* **PROBLEM TO WORK ON**:
Each line of the material below that holds the word "index" needs to be copied.

Pages as source code

* * *

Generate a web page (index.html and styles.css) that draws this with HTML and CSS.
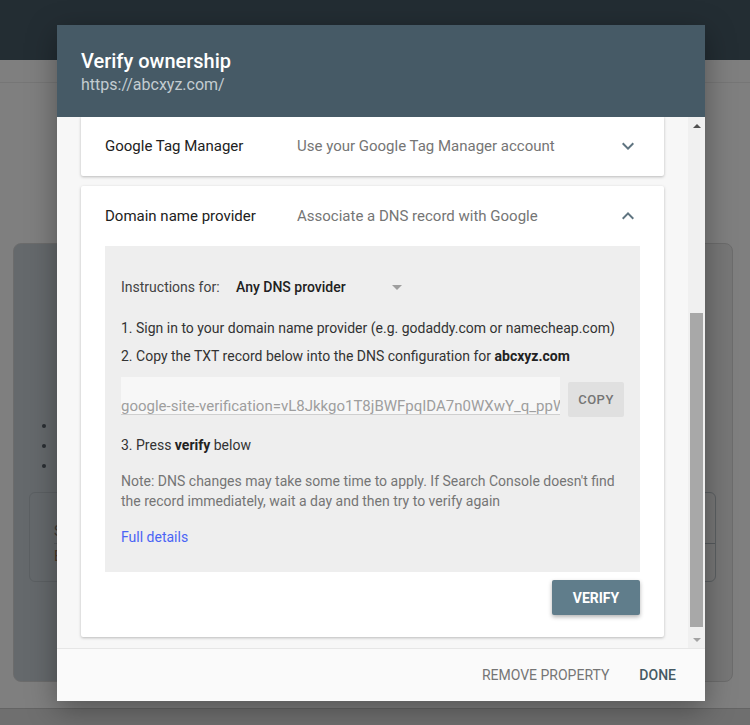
FILE: index.html
```html
<!DOCTYPE html>
<html lang="en">
<head>
    <meta charset="UTF-8">
    <meta name="viewport" content="width=device-width, initial-scale=1.0">
    <title>Verify ownership</title>
    <link rel="stylesheet" href="styles.css">
</head>
<body>

<!-- Page behind the dialog (dimmed) -->
<div class="backdrop">
    <header class="app-bar"></header>
    <div class="app-sub"></div>
    <main class="app-main">
        <section class="bg-card">
            <ul class="bg-list">
                <li>&nbsp;</li>
                <li>&nbsp;</li>
                <li>&nbsp;</li>
            </ul>
            <div class="bg-box">
                <div class="bg-row">S</div>
                <div class="bg-row">E</div>
            </div>
        </section>
    </main>
    <div class="app-foot"></div>
</div>

<!-- Dialog -->
<div class="dialog">
    <div class="dialog-head">
        <h2>Verify ownership</h2>
        <p>https://abcxyz.com/</p>
    </div>

    <div class="dialog-body">
        <div class="scroll-content">

            <!-- Google Tag Manager -->
            <div class="method">
                <div class="method-row">
                    <span class="method-name">Google Tag Manager</span>
                    <span class="method-desc">Use your Google Tag Manager account</span>
                    <svg class="chevron" viewBox="0 0 24 24" width="24" height="24"><path d="M7.41 8.59L12 13.17l4.59-4.58L18 10l-6 6-6-6 1.41-1.41z"/></svg>
                </div>
            </div>

            <!-- Domain name provider -->
            <div class="method">
                <div class="method-row">
                    <span class="method-name">Domain name provider</span>
                    <span class="method-desc">Associate a DNS record with Google</span>
                    <svg class="chevron" viewBox="0 0 24 24" width="24" height="24"><path d="M7.41 15.41L12 10.83l4.59 4.58L18 14l-6-6-6 6z"/></svg>
                </div>

                <div class="panel">
                    <div class="instr-row">
                        <span class="instr-label">Instructions for:</span>
                        <div class="select">
                            <span>Any DNS provider</span>
                            <svg viewBox="0 0 24 24" width="24" height="24"><path d="M7 10l5 5 5-5z"/></svg>
                        </div>
                    </div>

                    <p class="step step-1">1. Sign in to your domain name provider (e.g. godaddy.com or namecheap.com)</p>
                    <p class="step step-2">2. Copy the TXT record below into the DNS configuration for <b>abcxyz.com</b></p>

                    <div class="record-row">
                        <input class="record" type="text" readonly value="google-site-verification=vL8Jkkgo1T8jBWFpqIDA7n0WXwY_q_ppWr4tK2mZ9sQ">
                        <button class="btn-copy" type="button">Copy</button>
                    </div>

                    <p class="step step-3">3. Press <b>verify</b> below</p>

                    <p class="note">Note: DNS changes may take some time to apply. If Search Console doesn't find the record immediately, wait a day and then try to verify again</p>

                    <a class="details" href="#">Full details</a>
                </div>

                <div class="method-actions">
                    <button class="btn-verify" type="button">Verify</button>
                </div>
            </div>

        </div>

        <!-- Scrollbar -->
        <div class="scrollbar">
            <div class="sb-arrow sb-up"></div>
            <div class="sb-track">
                <div class="sb-thumb"></div>
            </div>
            <div class="sb-arrow sb-down"></div>
        </div>
    </div>

    <div class="dialog-foot">
        <button class="btn-text" type="button">Remove property</button>
        <button class="btn-text btn-done" type="button">Done</button>
    </div>
</div>

</body>
</html>
```

FILE: styles.css
```css
body {
    font-family: Roboto, "Noto Sans", Arial, sans-serif;
    background-color: #7f7f7f;
    margin: 0;
    padding: 0;
    height: 725px;
    overflow: hidden;
}

/* Page behind */
.app-bar {
    height: 60px;
    background-color: #232d33;
}
.app-sub {
    height: 22px;
    border-bottom: 1px solid #767676;
}
.app-main {
    padding: 160px 17px 0 13px;
}
.bg-card {
    height: 439px;
    box-sizing: border-box;
    border: 1px solid #6c6c6c;
    border-radius: 8px;
    padding: 171px 16px 0 15px;
    background: linear-gradient(to right, #65696c 0, #65696c 380px, #777 380px);
}
.bg-list {
    margin: 0;
    padding-left: 28px;
    color: #2a2f33;
    font-size: 14px;
    line-height: 20px;
}
.bg-box {
    margin-top: 17px;
    height: 90px;
    box-sizing: border-box;
    border: 1px solid #5c6063;
    border-radius: 6px;
    padding: 26px 0 0 24px;
}
.bg-row {
    color: #3d3a36;
    font-size: 14px;
    line-height: 24px;
}
.bg-row + .bg-row {
    border-top: 1px solid #575b5e;
    color: #4a3a2a;
}
.app-foot {
    margin-top: 26px;
    height: 17px;
    border-top: 1px solid #646464;
    background-color: #6f6f6f;
}

/* Dialog */
.dialog {
    position: fixed;
    left: 57px;
    top: 25px;
    width: 648px;
    height: 676px;
    display: flex;
    flex-direction: column;
    background-color: #fafafa;
    box-shadow: 0 8px 28px rgba(0, 0, 0, 0.35);
}
.dialog-head {
    background-color: #465a66;
    padding: 24px 24px 0;
    height: 92px;
    box-sizing: border-box;
}
.dialog-head h2 {
    margin: 0;
    color: #fff;
    font-size: 20px;
    line-height: 24px;
    font-weight: 500;
}
.dialog-head p {
    margin: 2px 0 0;
    color: #c3ccd1;
    font-size: 16px;
    line-height: 20px;
}
.dialog-body {
    flex: 1;
    display: flex;
    min-height: 0;
    background-color: #f7f7f7;
}
.scroll-content {
    flex: 1;
    overflow: hidden;
    padding: 0 24px;
}

.method {
    background-color: #fff;
    box-shadow: 0 1px 3px rgba(0, 0, 0, 0.25);
    border-radius: 2px;
}
.method:first-child {
    margin-top: -1px;
}
.method + .method {
    margin-top: 10px;
}
.method-row {
    display: grid;
    grid-template-columns: 192px 1fr 24px;
    align-items: center;
    height: 60px;
    padding: 0 24px;
    font-size: 15px;
}
.method-name {
    color: #212121;
}
.method-desc {
    color: #757575;
}
.chevron {
    fill: #5f7480;
}

.panel {
    margin: 0 24px;
    background-color: #eeeeee;
    padding: 21px 16px 25px;
    font-size: 14px;
    line-height: 20px;
    color: #333;
}
.instr-row {
    display: flex;
    align-items: center;
    height: 40px;
}
.instr-label {
    color: #424242;
    width: 115px;
}
.select {
    display: flex;
    align-items: center;
    width: 173px;
    justify-content: space-between;
    color: #212121;
    font-weight: 500;
}
.select svg {
    fill: #9e9e9e;
}
.step {
    margin: 8px 0 0;
}
.step-1 {
    margin-top: 11px;
}
.step b {
    font-weight: 700;
    color: #222;
}
.record-row {
    display: flex;
    gap: 8px;
    margin-top: 11px;
}
.record {
    width: 439px;
    height: 38px;
    box-sizing: border-box;
    padding: 20px 0 0;
    border: none;
    border-bottom: 1px solid #cfcfcf;
    background-color: #f7f7f7;
    font-family: inherit;
    font-size: 15px;
    color: #9e9e9e;
    outline: none;
}
.btn-copy {
    margin-top: 5px;
    width: 56px;
    height: 35px;
    border: none;
    border-radius: 2px;
    background-color: #e0e0e0;
    color: #757575;
    font-family: inherit;
    font-size: 13px;
    font-weight: 500;
    letter-spacing: 0.5px;
    text-transform: uppercase;
    padding: 0;
}
.step-3 {
    margin-top: 18px;
}
.note {
    margin: 16px 0 0;
    color: #757575;
}
.details {
    display: block;
    margin-top: 16px;
    color: #4a64f5;
    text-decoration: none;
}

.method-actions {
    display: flex;
    justify-content: flex-end;
    padding: 8px 24px 22px;
}
.btn-verify {
    width: 88px;
    height: 35px;
    border: none;
    border-radius: 2px;
    background-color: #607d8b;
    color: #fff;
    font-family: inherit;
    font-size: 14px;
    font-weight: 700;
    text-transform: uppercase;
    box-shadow: 0 2px 4px rgba(0, 0, 0, 0.3);
}

/* Fake scrollbar */
.scrollbar {
    width: 17px;
    display: flex;
    flex-direction: column;
    background-color: #f0f0f0;
}
.sb-arrow {
    height: 17px;
    display: flex;
    align-items: center;
    justify-content: center;
}
.sb-up::before {
    content: "";
    border-left: 4px solid transparent;
    border-right: 4px solid transparent;
    border-bottom: 4px solid #505050;
}
.sb-down::before {
    content: "";
    border-left: 4px solid transparent;
    border-right: 4px solid transparent;
    border-top: 4px solid #a3a3a3;
}
.sb-track {
    flex: 1;
    padding: 179px 2px 0;
}
.sb-thumb {
    height: 314px;
    background-color: #a8a8a8;
}

.dialog-foot {
    height: 53px;
    box-sizing: border-box;
    border-top: 1px solid #e6e6e6;
    background-color: #fafafa;
    display: flex;
    align-items: center;
    justify-content: flex-end;
    gap: 30px;
    padding-right: 29px;
}
.btn-text {
    border: none;
    background: none;
    padding: 0;
    font-family: inherit;
    font-size: 14px;
    text-transform: uppercase;
    color: #757575;
}
.btn-done {
    color: #455a64;
    font-weight: 500;
}
```
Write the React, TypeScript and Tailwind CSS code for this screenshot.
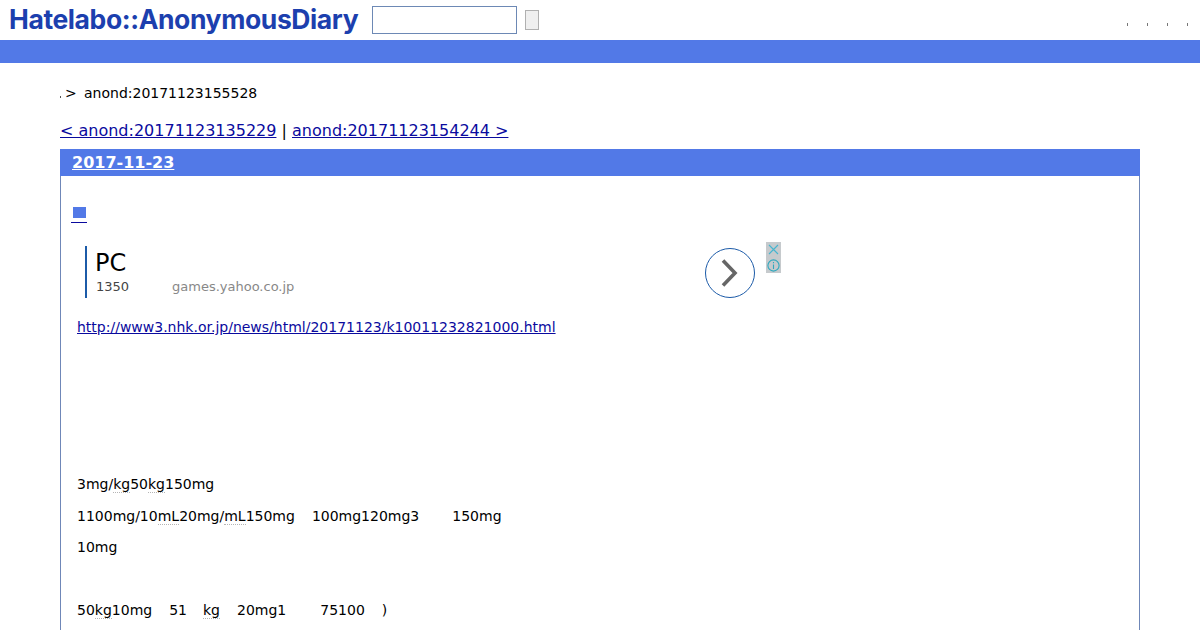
function Abbr({ children }: { children: string }) {
  return <span className="border-b border-dotted border-[#b5b5b5]">{children}</span>;
}

export default function App() {
  return (
    <div className="h-[630px] overflow-hidden bg-white text-black font-['DejaVu_Sans',sans-serif]">
      <header className="flex h-10 items-start">
        <div className="ml-[9px] mt-[1px] h-9 w-[351px] whitespace-nowrap font-['Inter',sans-serif] text-[26.5px] font-bold leading-9 tracking-[-0.4px] text-[#1c3fae]">
          Hatelabo::AnonymousDiary
        </div>
        <input className="ml-[12px] mt-[6px] h-7 w-[145px] border border-[#6d89b5] bg-white" />
        <button className="ml-[8px] mt-[10px] h-5 w-[14px] border border-[#b0b0b0] bg-[#efefef]" />
        <div className="ml-auto mr-[12px] mt-[23px] flex gap-[19px]">
          <span className="h-[3px] w-px bg-[#777]" />
          <span className="h-[3px] w-px bg-[#777]" />
          <span className="h-[3px] w-px bg-[#777]" />
          <span className="h-[3px] w-px bg-[#777]" />
        </div>
      </header>
      <div className="h-[23px] bg-[#5279e7]" />
      <main className="px-[60px]">
        <div className="mt-[21px] flex h-[18px] items-center text-[14px] leading-[18px]">
          <span className="mt-[7px] h-[2px] w-px bg-[#555]" />
          <span className="ml-[4px] w-[19px]">&gt;</span>
          <span>anond:20171123155528</span>
        </div>
        <div className="mt-[19px] h-[20px] whitespace-nowrap text-[16px] leading-[20px]">
          <a className="text-[#0a0a9e] underline">&lt; anond:20171123135229</a>
          <span> | </span>
          <a className="text-[#0a0a9e] underline">anond:20171123154244 &gt;</a>
        </div>
        <section className="mt-[8px] border border-t-0 border-[#6f87b8]">
          <h2 className="-mx-px h-[27px] bg-[#5279e7] pl-[12px] text-[16px] font-bold leading-[27px] text-white">
            <a className="underline">2017-11-23</a>
          </h2>
          <div className="pl-[10px] pt-[27px]">
            <a className="block h-[16px] w-[16px] border-b border-[#0a0a9e] pl-[2px]">
              <span className="mt-[4px] block h-[11px] w-[13px] bg-[#5279e7]" />
            </a>
          </div>
          <div className="relative ml-[24px] mt-[23px] flex h-[52px] w-[696px] items-center">
            <div className="flex h-[52px] flex-col border-l-2 border-[#1c5ba8] pl-[8px]">
              <div className="mt-[1px] h-[32px] text-[24px] leading-[32px]">PC</div>
              <div className="flex text-[13px] leading-[16px]">
                <span className="ml-px w-[76px] text-[#444]">1350</span>
                <span className="text-[#888]">games.yahoo.co.jp</span>
              </div>
            </div>
            <div className="absolute left-[620px] top-[2px] flex h-[50px] w-[50px] items-center justify-center rounded-full border border-[#1c5ba8]">
              <svg width="24" height="32" viewBox="0 0 24 32" fill="none" stroke="#666" strokeWidth="3.6">
                <path d="M5 3.5 L17 16 L5 28.5" />
              </svg>
            </div>
            <div className="absolute left-[681px] top-[-4px] flex w-[15px] flex-col">
              <div className="flex h-[15px] items-center justify-center bg-[#c6cacd]">
                <svg width="11" height="11" viewBox="0 0 11 11" fill="none" stroke="#45b5d0" strokeWidth="1.1">
                  <path d="M1 1 L10 10 M10 1 L1 10" />
                </svg>
              </div>
              <div className="flex h-[16px] items-center justify-center bg-[#c6cacd]">
                <svg width="13" height="13" viewBox="0 0 13 13" fill="none" stroke="#2fa9bf" strokeWidth="1.1">
                  <circle cx="6.5" cy="6.5" r="5.6" />
                  <path d="M6.5 3 V4.3 M6.5 5.5 V10" />
                </svg>
              </div>
            </div>
          </div>
          <div className="ml-[16px] mt-[20px] text-[14px] leading-[18px]">
            <a className="text-[#0a0a9e] underline">http://www3.nhk.or.jp/news/html/20171123/k10011232821000.html</a>
          </div>
          <div className="ml-[16px] mt-[139px] whitespace-pre text-[14px] leading-[18px]">
            <p className="h-[18px]">3mg/<Abbr>kg</Abbr>50<Abbr>kg</Abbr>150mg</p>
            <p className="mt-[14px] h-[18px]">
              1100mg/10<Abbr>mL</Abbr>20mg/<Abbr>mL</Abbr>150mg<span className="ml-[17px]">100mg120mg3</span>
              <span className="ml-[33px]">150mg</span>
            </p>
            <p className="mt-[13px] h-[18px]">10mg</p>
            <p className="mt-[45px] h-[18px]">
              50<Abbr>kg</Abbr>10mg<span className="ml-[17px]">51</span>
              <span className="ml-[16px]"><Abbr>kg</Abbr></span>
              <span className="ml-[17px]">20mg1</span>
              <span className="ml-[34px]">75100</span>
              <span className="ml-[17px]">)</span>
            </p>
          </div>
          <div className="h-40" />
        </section>
      </main>
    </div>
  );
}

* * *

* **FULL OUTPUT**:
Generate a web page (index.html and styles.css) that draws this with HTML and CSS.
FILE: index.html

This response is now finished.